I will end this cycle of abuse with me and I will not carry it forward to people in my own life and the people I have yet to meet. 
Your poison and trash belongs with you; in the past. 
I will embark on many loving, stable, respectful, good, positive, nurturing, enriching, physically healthy, mentally healthy, emotionally healthy, spiritually healthy, psychologically healthy and sexually healthy relationships throughout my life. 
I will lose my weight and be as fit as possible for me. The small, scared child within me will stop thinking that her fat is a protection for her vulnerabilities against your belt and your blows.
The small scared child within me will stop thinking of her fat as a protection against the world. 
For now, we live under the same roof; 
Do not ever think it is an invitation to interact with me. 
I have interacted with you enough to know that you are someone I should never interact with. 
I have so much love to give and just because you have never been receptive to that love doesn’t mean nobody else will be. 
I forgive you. For all the pain you have ever caused me.
I am also forgetting. A day will come when you will be nothing more than a speck in my memory. 
You can tell the whole world I am your daughter. 
However, I, your ‘daughter’, will never recognize you. 
I know you will hurt me and continue to do so; it will bring back old and painful wounds for me and all those negative emotions will pour in my heart. I will cry, hatred will grow for you and I will ask myself, ‘Why did you forgive him?’
The answer will come, 
‘Because you are not defined by the pain he causes you.

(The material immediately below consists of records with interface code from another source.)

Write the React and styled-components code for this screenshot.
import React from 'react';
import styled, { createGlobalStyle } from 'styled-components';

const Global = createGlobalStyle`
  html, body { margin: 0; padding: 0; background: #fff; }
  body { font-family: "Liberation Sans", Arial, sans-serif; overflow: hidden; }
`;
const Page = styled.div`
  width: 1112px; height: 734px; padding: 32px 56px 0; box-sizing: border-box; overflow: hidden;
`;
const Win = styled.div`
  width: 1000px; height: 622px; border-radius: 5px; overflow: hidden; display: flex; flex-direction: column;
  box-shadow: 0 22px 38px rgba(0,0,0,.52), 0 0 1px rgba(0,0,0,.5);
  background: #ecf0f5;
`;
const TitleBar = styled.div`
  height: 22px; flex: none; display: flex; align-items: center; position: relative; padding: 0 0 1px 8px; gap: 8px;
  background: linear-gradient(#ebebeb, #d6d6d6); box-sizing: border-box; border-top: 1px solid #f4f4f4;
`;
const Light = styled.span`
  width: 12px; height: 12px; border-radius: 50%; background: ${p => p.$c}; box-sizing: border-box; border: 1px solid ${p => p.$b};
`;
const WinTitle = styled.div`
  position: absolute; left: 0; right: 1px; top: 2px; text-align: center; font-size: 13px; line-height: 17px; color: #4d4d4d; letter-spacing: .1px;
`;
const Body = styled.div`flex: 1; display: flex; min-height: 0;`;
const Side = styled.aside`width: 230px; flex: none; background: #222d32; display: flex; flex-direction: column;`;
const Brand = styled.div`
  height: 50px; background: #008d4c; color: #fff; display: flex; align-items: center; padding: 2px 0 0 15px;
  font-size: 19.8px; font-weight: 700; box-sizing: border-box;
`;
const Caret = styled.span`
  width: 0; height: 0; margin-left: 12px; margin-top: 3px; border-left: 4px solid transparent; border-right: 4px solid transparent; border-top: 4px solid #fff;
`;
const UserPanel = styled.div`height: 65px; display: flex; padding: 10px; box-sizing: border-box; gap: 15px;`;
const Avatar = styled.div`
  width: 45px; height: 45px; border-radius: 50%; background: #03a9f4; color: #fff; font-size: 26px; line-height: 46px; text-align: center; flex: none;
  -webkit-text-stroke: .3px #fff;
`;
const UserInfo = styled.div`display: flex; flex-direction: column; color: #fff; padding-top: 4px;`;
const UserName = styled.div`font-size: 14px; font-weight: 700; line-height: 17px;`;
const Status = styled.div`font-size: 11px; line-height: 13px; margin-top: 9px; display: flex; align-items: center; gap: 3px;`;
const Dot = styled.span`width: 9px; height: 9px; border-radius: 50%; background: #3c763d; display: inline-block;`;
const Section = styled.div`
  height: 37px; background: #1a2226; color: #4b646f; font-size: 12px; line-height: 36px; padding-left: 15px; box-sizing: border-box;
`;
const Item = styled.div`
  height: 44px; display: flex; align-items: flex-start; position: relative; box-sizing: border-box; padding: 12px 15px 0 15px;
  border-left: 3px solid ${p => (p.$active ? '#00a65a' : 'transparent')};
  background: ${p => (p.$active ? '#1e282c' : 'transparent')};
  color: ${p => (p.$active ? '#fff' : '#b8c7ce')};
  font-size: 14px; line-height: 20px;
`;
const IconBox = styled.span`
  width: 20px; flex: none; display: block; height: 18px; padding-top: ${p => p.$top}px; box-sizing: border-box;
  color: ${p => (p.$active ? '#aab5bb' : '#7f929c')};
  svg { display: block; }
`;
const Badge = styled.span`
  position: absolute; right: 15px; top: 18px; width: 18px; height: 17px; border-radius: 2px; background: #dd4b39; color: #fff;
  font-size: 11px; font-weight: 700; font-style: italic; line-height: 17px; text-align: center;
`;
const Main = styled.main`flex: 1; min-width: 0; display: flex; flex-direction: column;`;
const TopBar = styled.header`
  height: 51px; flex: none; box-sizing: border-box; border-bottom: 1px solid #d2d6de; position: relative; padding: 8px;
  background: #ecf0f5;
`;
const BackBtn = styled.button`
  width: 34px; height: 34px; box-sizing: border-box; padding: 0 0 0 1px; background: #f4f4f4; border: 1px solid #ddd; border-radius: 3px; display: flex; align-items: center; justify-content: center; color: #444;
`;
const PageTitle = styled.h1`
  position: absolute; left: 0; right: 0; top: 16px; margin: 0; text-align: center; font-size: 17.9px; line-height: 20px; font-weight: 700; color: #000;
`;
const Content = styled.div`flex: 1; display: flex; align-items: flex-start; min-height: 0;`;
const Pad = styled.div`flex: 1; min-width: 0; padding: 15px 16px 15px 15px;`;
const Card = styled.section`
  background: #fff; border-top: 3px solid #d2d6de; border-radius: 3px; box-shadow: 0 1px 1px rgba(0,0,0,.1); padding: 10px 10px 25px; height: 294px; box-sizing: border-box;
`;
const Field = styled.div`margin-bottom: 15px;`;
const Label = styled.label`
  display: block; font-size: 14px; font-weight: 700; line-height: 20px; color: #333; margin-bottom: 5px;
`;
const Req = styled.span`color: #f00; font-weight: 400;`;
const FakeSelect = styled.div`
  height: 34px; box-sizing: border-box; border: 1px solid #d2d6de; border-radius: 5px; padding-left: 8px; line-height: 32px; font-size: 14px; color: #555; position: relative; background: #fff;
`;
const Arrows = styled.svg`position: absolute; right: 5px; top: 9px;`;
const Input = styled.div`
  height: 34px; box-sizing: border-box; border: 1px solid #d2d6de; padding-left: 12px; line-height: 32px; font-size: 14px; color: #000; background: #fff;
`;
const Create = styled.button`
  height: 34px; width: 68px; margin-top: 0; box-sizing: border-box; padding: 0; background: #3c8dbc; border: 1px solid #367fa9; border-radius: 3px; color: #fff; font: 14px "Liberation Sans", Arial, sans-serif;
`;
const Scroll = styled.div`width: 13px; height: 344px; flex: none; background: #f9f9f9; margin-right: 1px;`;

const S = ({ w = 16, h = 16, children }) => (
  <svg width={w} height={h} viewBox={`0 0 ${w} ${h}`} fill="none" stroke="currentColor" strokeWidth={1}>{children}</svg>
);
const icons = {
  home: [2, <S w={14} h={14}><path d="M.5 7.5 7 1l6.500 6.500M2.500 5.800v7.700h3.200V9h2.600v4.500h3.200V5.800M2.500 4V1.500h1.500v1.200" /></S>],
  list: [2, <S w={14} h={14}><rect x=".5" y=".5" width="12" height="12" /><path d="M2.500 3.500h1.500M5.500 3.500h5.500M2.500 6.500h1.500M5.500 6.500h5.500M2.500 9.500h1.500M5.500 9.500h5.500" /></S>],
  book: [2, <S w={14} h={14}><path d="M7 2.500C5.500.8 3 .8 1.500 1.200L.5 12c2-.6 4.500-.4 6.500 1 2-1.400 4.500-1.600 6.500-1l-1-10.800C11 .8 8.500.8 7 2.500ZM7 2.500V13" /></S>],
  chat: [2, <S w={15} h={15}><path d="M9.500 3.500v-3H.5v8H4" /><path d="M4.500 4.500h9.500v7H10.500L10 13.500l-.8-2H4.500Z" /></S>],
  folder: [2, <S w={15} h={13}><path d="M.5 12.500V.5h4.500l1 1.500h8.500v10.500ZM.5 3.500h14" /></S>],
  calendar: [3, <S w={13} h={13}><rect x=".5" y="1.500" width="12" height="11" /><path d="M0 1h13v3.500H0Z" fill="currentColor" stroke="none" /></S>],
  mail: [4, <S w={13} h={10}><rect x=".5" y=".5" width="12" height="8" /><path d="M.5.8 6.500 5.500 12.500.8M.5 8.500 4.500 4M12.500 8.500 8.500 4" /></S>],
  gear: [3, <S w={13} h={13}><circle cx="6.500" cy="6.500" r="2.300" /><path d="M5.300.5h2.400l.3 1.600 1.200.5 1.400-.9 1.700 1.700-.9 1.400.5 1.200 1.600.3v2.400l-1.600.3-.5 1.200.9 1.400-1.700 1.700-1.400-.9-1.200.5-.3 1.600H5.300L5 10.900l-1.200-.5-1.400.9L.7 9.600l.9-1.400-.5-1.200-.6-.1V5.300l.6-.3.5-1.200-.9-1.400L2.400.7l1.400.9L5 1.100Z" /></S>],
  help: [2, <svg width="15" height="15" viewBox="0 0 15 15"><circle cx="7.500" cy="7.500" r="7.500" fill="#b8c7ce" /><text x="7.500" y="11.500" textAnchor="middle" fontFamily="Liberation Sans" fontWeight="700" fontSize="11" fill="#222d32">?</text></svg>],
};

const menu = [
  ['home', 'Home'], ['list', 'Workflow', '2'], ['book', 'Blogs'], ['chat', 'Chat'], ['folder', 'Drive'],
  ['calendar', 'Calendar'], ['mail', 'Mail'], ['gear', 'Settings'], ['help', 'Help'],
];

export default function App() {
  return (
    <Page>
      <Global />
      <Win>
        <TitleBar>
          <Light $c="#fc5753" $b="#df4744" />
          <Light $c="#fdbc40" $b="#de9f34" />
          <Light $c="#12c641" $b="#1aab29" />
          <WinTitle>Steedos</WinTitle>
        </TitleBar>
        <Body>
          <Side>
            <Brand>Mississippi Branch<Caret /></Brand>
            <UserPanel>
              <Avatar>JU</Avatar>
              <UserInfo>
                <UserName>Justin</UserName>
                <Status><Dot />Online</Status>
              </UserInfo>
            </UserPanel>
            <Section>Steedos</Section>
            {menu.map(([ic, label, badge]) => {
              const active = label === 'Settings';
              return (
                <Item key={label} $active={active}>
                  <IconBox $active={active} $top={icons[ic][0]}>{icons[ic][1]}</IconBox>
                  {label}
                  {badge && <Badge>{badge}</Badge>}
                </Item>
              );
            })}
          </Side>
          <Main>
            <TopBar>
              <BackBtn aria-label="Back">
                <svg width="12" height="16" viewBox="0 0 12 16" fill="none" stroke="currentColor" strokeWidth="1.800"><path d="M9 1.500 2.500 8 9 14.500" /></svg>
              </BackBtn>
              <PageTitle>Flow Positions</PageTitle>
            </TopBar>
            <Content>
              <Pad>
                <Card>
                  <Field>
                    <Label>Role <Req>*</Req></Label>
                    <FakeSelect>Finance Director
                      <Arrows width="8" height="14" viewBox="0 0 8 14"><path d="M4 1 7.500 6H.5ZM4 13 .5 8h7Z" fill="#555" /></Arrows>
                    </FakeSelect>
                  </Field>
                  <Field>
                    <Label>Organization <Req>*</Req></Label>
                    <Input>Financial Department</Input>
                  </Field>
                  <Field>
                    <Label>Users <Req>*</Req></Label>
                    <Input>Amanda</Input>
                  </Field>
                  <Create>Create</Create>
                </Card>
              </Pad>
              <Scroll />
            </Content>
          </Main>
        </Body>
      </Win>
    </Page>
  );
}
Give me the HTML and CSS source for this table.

You have always, are and will be something he cannot touch.
You will always be bigger than him.
You will always be greater than him.
You will always be better than him.
You will always be more beloved than him. 
One instance of pain is nothing compared to your place in the universe, the grand scheme of things. Nothing compared to the plan your Father in Heaven has for you.’
And I will smile and bless you while you hurt me. 
Because I am and I am going to be so much more than you will ever be.